Friday 11 October 2013

The Unions and Scotland’s independence

Last night’s interviews and statements by Len McCluskey are very significant events indeed, and perhaps the media and the strategists of SNP and YES – usually astoundingly naive about industrial relations - will now wake up to their significance for independence at this critical time. I reproduce the interviews here and let them speak for themselves. For those of you with the time and energy to read my previous thoughts on trades unions and independence, proceed below!

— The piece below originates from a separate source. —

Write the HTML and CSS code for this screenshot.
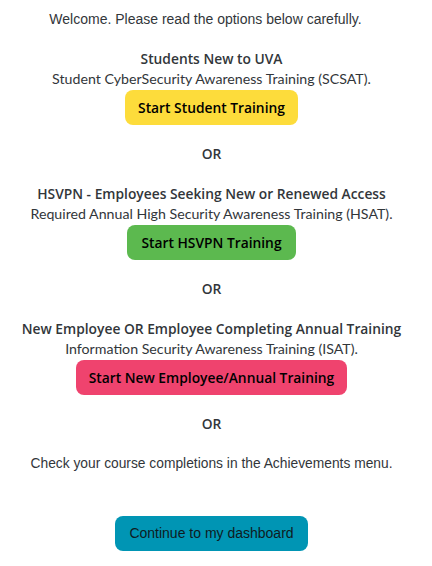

I wrote this in 2011, in the context of some very dodgy contracts sealed by Glasgow City Council affecting union members -

BLOG EXTRACT

Labour, especially Glasgow Labour, has systematically betrayed the interests of trades unions, their main party funders. To be more accurate, they have betrayed the interests of trade union members, but advanced the interests and political ambitions of  some trades union officials, who have never doubted where their unswerving loyalty lay - not to their members, but to the Labour Party machine that was going advance their ambitions.

A harsh judgement maybe, but it must be seen in the context of my spending a large part of my life in industrial relations, dealing with union members, union representatives and full time officers across a range of industries in in different areas of the country. I have attended the TUC Conference and have been party to high-level discussion between senior managers and directors and union officials.

As a consistent supporter of the role and function of trades unions (often in career-threatening situations!), despite being on the other side of the table from them most of my life, I think a strong trades union movement is vital to the functioning of an effective democracy and essential to maintaining justice and equity for working people. 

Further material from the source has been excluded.